(PROBLEM TO WORK ON) Retype exactly what runs from the first line of the data to the line with "const CELL = 2;", keeping both of those lines and skipping pictures.

(MATERIAL PROVIDED)
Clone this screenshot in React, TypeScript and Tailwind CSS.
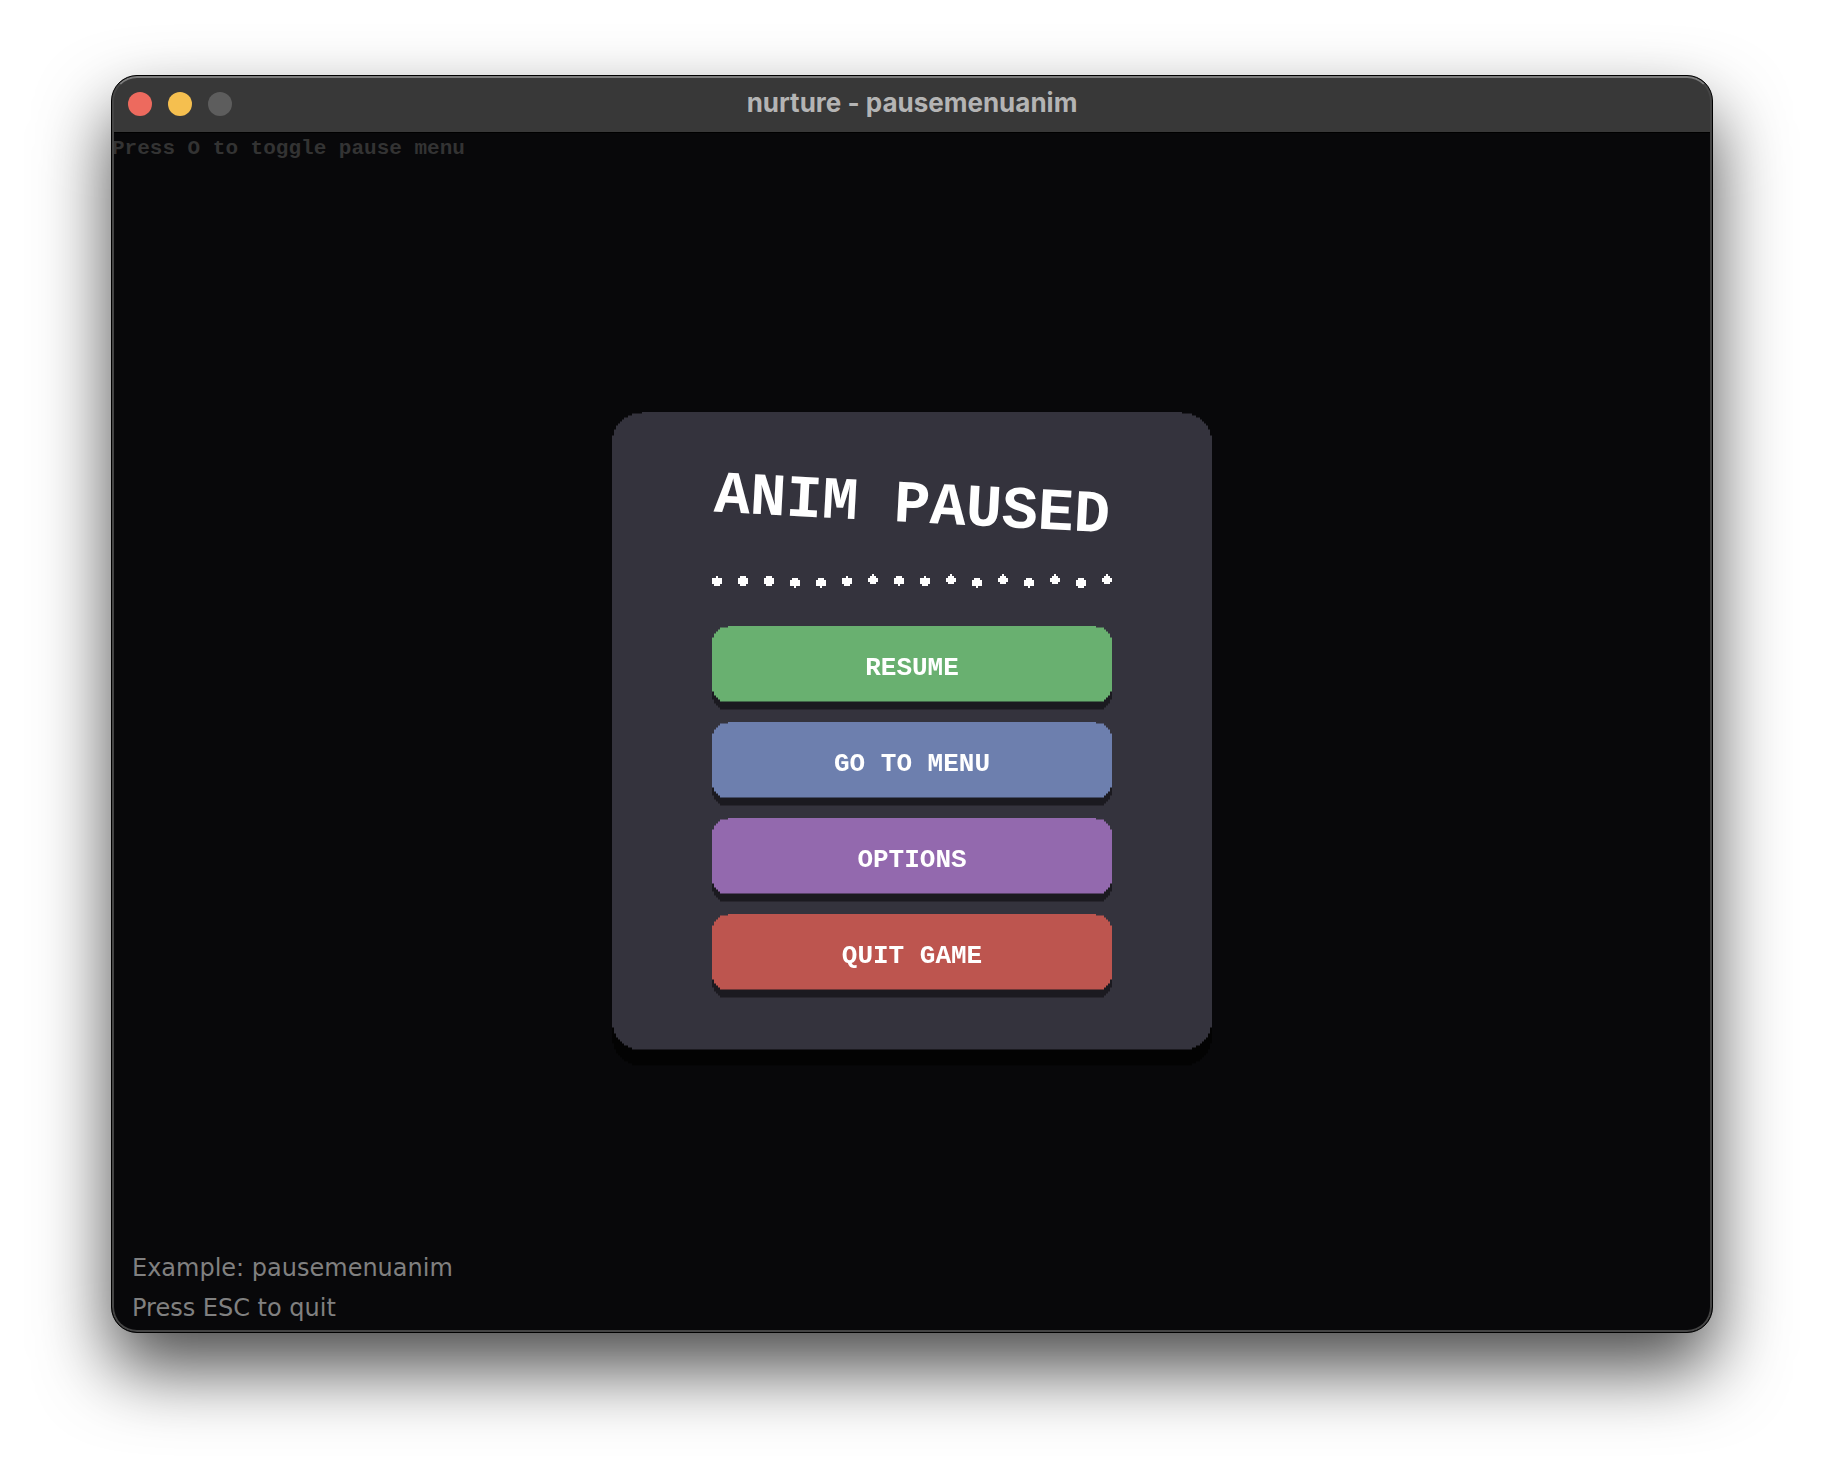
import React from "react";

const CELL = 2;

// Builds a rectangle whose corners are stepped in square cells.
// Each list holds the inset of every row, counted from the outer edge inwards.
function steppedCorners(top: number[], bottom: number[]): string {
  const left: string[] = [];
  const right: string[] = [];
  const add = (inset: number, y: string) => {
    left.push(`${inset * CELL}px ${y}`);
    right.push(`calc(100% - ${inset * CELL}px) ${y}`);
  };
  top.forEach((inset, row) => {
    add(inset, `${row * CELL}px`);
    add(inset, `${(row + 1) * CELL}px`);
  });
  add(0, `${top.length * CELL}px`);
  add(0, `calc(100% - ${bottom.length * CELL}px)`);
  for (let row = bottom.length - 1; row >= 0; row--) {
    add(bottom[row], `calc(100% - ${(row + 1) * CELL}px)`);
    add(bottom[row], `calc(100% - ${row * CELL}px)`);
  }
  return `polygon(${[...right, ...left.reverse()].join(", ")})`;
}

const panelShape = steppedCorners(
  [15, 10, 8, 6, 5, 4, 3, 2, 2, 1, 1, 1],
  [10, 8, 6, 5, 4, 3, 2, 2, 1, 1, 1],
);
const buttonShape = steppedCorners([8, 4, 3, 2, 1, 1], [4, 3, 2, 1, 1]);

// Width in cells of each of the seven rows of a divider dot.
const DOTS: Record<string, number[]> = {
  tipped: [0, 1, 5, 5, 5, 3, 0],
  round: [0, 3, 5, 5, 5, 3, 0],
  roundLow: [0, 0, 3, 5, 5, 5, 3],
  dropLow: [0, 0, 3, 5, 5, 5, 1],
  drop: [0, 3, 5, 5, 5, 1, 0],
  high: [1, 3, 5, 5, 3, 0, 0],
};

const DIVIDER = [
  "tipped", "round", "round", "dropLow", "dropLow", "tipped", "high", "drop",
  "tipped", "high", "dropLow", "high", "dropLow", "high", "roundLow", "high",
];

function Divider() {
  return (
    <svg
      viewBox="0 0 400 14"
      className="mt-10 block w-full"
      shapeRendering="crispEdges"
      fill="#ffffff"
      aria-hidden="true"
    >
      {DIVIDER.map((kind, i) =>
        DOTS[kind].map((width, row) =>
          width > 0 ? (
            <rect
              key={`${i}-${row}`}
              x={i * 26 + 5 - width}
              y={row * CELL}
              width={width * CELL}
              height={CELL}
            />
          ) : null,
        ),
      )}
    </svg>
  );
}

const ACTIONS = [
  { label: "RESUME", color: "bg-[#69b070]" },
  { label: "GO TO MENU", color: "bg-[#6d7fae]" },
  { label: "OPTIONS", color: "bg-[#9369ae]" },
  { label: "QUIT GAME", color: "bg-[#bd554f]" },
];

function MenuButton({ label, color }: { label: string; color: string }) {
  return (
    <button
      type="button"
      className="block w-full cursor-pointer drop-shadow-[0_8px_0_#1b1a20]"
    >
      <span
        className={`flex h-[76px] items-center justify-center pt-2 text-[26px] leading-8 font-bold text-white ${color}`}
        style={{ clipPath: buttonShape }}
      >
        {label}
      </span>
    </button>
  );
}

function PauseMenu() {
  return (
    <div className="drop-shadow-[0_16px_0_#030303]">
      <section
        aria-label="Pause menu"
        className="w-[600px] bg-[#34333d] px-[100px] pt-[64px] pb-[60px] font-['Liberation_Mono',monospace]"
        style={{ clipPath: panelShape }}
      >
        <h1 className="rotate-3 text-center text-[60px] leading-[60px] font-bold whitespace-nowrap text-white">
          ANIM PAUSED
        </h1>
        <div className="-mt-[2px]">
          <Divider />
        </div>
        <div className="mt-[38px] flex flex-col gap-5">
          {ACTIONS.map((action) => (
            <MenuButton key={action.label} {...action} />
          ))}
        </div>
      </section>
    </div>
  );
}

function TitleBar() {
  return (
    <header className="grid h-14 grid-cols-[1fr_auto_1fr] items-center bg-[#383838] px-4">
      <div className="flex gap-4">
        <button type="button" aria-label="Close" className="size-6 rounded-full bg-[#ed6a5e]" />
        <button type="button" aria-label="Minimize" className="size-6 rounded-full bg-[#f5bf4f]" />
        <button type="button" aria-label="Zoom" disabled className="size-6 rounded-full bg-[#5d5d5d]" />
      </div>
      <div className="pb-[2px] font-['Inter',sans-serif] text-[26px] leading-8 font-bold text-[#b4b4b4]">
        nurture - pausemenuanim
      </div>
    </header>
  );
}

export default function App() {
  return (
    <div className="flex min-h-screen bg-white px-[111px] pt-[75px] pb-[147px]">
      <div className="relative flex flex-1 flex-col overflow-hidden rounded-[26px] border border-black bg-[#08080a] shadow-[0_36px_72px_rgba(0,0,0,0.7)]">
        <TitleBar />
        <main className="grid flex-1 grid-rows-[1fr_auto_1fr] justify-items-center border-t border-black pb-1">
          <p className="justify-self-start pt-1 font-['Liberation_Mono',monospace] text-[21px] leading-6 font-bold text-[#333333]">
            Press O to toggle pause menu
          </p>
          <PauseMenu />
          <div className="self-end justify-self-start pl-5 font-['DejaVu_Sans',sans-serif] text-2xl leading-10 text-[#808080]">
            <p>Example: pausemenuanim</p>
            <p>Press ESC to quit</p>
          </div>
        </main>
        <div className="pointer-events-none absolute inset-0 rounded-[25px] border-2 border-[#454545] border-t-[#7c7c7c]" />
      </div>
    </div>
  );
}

(TASK SOLUTION)
Clone this screenshot in React, TypeScript and Tailwind CSS.
import React from "react";

const CELL = 2;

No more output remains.